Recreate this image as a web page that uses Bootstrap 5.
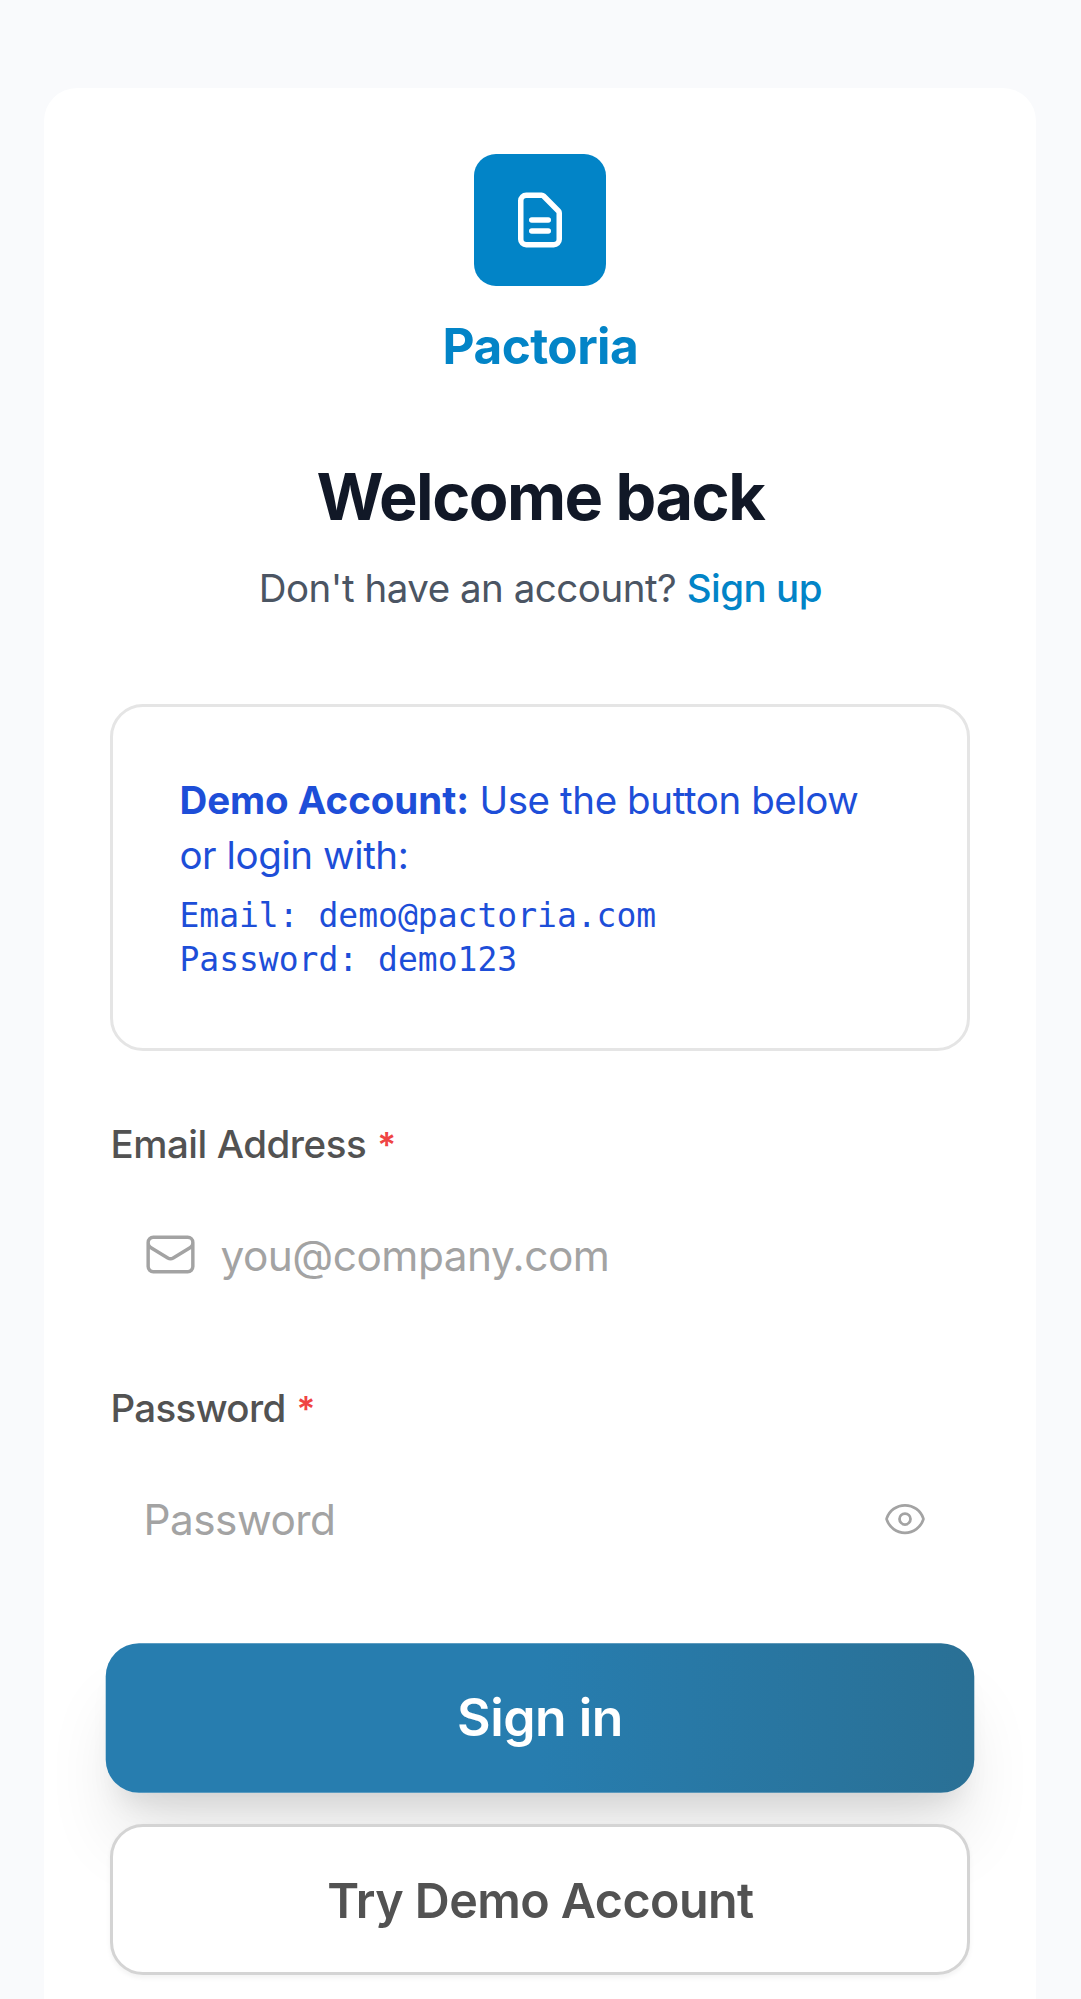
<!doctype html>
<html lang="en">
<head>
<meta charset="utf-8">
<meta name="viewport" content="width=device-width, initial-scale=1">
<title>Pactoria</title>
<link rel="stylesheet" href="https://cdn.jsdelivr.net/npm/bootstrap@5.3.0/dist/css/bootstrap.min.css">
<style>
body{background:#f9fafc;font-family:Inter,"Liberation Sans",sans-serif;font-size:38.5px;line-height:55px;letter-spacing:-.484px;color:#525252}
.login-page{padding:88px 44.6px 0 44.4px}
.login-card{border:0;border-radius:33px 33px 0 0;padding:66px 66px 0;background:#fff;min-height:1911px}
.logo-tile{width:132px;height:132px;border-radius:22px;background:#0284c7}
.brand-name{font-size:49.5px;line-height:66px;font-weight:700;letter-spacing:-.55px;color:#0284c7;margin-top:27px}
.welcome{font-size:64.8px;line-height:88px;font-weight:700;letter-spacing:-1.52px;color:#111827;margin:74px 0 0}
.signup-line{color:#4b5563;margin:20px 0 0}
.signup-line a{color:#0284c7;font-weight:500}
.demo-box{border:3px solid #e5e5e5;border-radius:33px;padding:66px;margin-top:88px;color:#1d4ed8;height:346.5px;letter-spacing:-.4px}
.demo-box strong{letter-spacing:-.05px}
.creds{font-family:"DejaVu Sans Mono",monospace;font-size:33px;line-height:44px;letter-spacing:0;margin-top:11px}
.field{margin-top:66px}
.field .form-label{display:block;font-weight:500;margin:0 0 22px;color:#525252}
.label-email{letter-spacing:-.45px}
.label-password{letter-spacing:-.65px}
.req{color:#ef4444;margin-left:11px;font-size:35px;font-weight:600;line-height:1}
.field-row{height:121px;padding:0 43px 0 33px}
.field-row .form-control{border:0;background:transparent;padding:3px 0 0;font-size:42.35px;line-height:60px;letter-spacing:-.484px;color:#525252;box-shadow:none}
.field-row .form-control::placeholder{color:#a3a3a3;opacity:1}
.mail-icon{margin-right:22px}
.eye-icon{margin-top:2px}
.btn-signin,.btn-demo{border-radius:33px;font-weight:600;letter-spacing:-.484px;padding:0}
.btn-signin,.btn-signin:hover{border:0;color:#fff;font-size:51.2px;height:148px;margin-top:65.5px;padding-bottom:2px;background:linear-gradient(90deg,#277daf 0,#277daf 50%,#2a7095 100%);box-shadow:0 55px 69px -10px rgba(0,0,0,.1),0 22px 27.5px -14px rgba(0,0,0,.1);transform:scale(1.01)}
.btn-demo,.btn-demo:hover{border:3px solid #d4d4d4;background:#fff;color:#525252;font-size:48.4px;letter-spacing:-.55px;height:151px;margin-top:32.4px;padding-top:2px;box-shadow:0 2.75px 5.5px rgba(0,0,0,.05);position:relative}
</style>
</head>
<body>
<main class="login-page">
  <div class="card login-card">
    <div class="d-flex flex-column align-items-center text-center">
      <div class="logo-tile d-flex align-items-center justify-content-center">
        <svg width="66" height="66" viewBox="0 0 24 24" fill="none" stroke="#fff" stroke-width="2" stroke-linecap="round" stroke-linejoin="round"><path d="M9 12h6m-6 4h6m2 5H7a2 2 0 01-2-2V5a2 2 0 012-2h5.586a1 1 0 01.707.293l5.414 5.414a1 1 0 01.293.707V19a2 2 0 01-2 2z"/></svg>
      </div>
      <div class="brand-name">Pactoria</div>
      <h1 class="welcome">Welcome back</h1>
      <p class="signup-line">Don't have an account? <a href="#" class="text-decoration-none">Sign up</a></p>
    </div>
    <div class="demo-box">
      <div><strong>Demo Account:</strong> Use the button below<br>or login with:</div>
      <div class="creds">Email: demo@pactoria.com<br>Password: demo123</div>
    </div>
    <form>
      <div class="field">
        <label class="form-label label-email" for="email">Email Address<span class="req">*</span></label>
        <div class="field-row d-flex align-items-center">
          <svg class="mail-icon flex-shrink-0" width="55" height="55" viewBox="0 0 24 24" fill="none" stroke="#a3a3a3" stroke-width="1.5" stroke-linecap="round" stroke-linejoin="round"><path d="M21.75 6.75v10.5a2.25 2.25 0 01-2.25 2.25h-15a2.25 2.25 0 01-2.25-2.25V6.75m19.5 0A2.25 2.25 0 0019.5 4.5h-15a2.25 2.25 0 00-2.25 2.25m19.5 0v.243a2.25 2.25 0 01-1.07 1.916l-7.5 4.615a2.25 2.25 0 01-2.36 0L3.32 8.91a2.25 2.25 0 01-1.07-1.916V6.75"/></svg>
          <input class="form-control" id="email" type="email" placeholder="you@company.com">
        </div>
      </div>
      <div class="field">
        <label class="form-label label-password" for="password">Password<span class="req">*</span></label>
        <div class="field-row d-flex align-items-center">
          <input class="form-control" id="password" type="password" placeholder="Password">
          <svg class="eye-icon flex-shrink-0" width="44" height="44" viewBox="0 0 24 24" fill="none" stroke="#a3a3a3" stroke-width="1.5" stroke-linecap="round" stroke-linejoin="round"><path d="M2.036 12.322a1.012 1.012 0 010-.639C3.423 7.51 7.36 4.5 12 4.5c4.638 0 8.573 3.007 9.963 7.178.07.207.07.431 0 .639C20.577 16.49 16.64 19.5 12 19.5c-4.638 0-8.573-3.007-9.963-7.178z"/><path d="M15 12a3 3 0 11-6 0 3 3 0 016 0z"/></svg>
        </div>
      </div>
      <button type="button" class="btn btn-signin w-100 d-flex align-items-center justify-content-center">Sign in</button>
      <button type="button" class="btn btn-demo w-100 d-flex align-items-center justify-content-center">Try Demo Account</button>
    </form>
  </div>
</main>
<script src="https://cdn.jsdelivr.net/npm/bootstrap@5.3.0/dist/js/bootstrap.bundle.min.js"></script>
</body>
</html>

DIRECTIVE
Repeat the data exactly, without the pictures.

THE COMPLETED TASK
Recreate this image as a web page that uses Bootstrap 5.
<!doctype html>
<html lang="en">
<head>
<meta charset="utf-8">
<meta name="viewport" content="width=device-width, initial-scale=1">
<title>Pactoria</title>
<link rel="stylesheet" href="https://cdn.jsdelivr.net/npm/bootstrap@5.3.0/dist/css/bootstrap.min.css">
<style>
body{background:#f9fafc;font-family:Inter,"Liberation Sans",sans-serif;font-size:38.5px;line-height:55px;letter-spacing:-.484px;color:#525252}
.login-page{padding:88px 44.6px 0 44.4px}
.login-card{border:0;border-radius:33px 33px 0 0;padding:66px 66px 0;background:#fff;min-height:1911px}
.logo-tile{width:132px;height:132px;border-radius:22px;background:#0284c7}
.brand-name{font-size:49.5px;line-height:66px;font-weight:700;letter-spacing:-.55px;color:#0284c7;margin-top:27px}
.welcome{font-size:64.8px;line-height:88px;font-weight:700;letter-spacing:-1.52px;color:#111827;margin:74px 0 0}
.signup-line{color:#4b5563;margin:20px 0 0}
.signup-line a{color:#0284c7;font-weight:500}
.demo-box{border:3px solid #e5e5e5;border-radius:33px;padding:66px;margin-top:88px;color:#1d4ed8;height:346.5px;letter-spacing:-.4px}
.demo-box strong{letter-spacing:-.05px}
.creds{font-family:"DejaVu Sans Mono",monospace;font-size:33px;line-height:44px;letter-spacing:0;margin-top:11px}
.field{margin-top:66px}
.field .form-label{display:block;font-weight:500;margin:0 0 22px;color:#525252}
.label-email{letter-spacing:-.45px}
.label-password{letter-spacing:-.65px}
.req{color:#ef4444;margin-left:11px;font-size:35px;font-weight:600;line-height:1}
.field-row{height:121px;padding:0 43px 0 33px}
.field-row .form-control{border:0;background:transparent;padding:3px 0 0;font-size:42.35px;line-height:60px;letter-spacing:-.484px;color:#525252;box-shadow:none}
.field-row .form-control::placeholder{color:#a3a3a3;opacity:1}
.mail-icon{margin-right:22px}
.eye-icon{margin-top:2px}
.btn-signin,.btn-demo{border-radius:33px;font-weight:600;letter-spacing:-.484px;padding:0}
.btn-signin,.btn-signin:hover{border:0;color:#fff;font-size:51.2px;height:148px;margin-top:65.5px;padding-bottom:2px;background:linear-gradient(90deg,#277daf 0,#277daf 50%,#2a7095 100%);box-shadow:0 55px 69px -10px rgba(0,0,0,.1),0 22px 27.5px -14px rgba(0,0,0,.1);transform:scale(1.01)}
.btn-demo,.btn-demo:hover{border:3px solid #d4d4d4;background:#fff;color:#525252;font-size:48.4px;letter-spacing:-.55px;height:151px;margin-top:32.4px;padding-top:2px;box-shadow:0 2.75px 5.5px rgba(0,0,0,.05);position:relative}
</style>
</head>
<body>
<main class="login-page">
  <div class="card login-card">
    <div class="d-flex flex-column align-items-center text-center">
      <div class="logo-tile d-flex align-items-center justify-content-center">
        <svg width="66" height="66" viewBox="0 0 24 24" fill="none" stroke="#fff" stroke-width="2" stroke-linecap="round" stroke-linejoin="round"><path d="M9 12h6m-6 4h6m2 5H7a2 2 0 01-2-2V5a2 2 0 012-2h5.586a1 1 0 01.707.293l5.414 5.414a1 1 0 01.293.707V19a2 2 0 01-2 2z"/></svg>
      </div>
      <div class="brand-name">Pactoria</div>
      <h1 class="welcome">Welcome back</h1>
      <p class="signup-line">Don't have an account? <a href="#" class="text-decoration-none">Sign up</a></p>
    </div>
    <div class="demo-box">
      <div><strong>Demo Account:</strong> Use the button below<br>or login with:</div>
      <div class="creds">Email: demo@pactoria.com<br>Password: demo123</div>
    </div>
    <form>
      <div class="field">
        <label class="form-label label-email" for="email">Email Address<span class="req">*</span></label>
        <div class="field-row d-flex align-items-center">
          <svg class="mail-icon flex-shrink-0" width="55" height="55" viewBox="0 0 24 24" fill="none" stroke="#a3a3a3" stroke-width="1.5" stroke-linecap="round" stroke-linejoin="round"><path d="M21.75 6.75v10.5a2.25 2.25 0 01-2.25 2.25h-15a2.25 2.25 0 01-2.25-2.25V6.75m19.5 0A2.25 2.25 0 0019.5 4.5h-15a2.25 2.25 0 00-2.25 2.25m19.5 0v.243a2.25 2.25 0 01-1.07 1.916l-7.5 4.615a2.25 2.25 0 01-2.36 0L3.32 8.91a2.25 2.25 0 01-1.07-1.916V6.75"/></svg>
          <input class="form-control" id="email" type="email" placeholder="you@company.com">
        </div>
      </div>
      <div class="field">
        <label class="form-label label-password" for="password">Password<span class="req">*</span></label>
        <div class="field-row d-flex align-items-center">
          <input class="form-control" id="password" type="password" placeholder="Password">
          <svg class="eye-icon flex-shrink-0" width="44" height="44" viewBox="0 0 24 24" fill="none" stroke="#a3a3a3" stroke-width="1.5" stroke-linecap="round" stroke-linejoin="round"><path d="M2.036 12.322a1.012 1.012 0 010-.639C3.423 7.51 7.36 4.5 12 4.5c4.638 0 8.573 3.007 9.963 7.178.07.207.07.431 0 .639C20.577 16.49 16.64 19.5 12 19.5c-4.638 0-8.573-3.007-9.963-7.178z"/><path d="M15 12a3 3 0 11-6 0 3 3 0 016 0z"/></svg>
        </div>
      </div>
      <button type="button" class="btn btn-signin w-100 d-flex align-items-center justify-content-center">Sign in</button>
      <button type="button" class="btn btn-demo w-100 d-flex align-items-center justify-content-center">Try Demo Account</button>
    </form>
  </div>
</main>
<script src="https://cdn.jsdelivr.net/npm/bootstrap@5.3.0/dist/js/bootstrap.bundle.min.js"></script>
</body>
</html>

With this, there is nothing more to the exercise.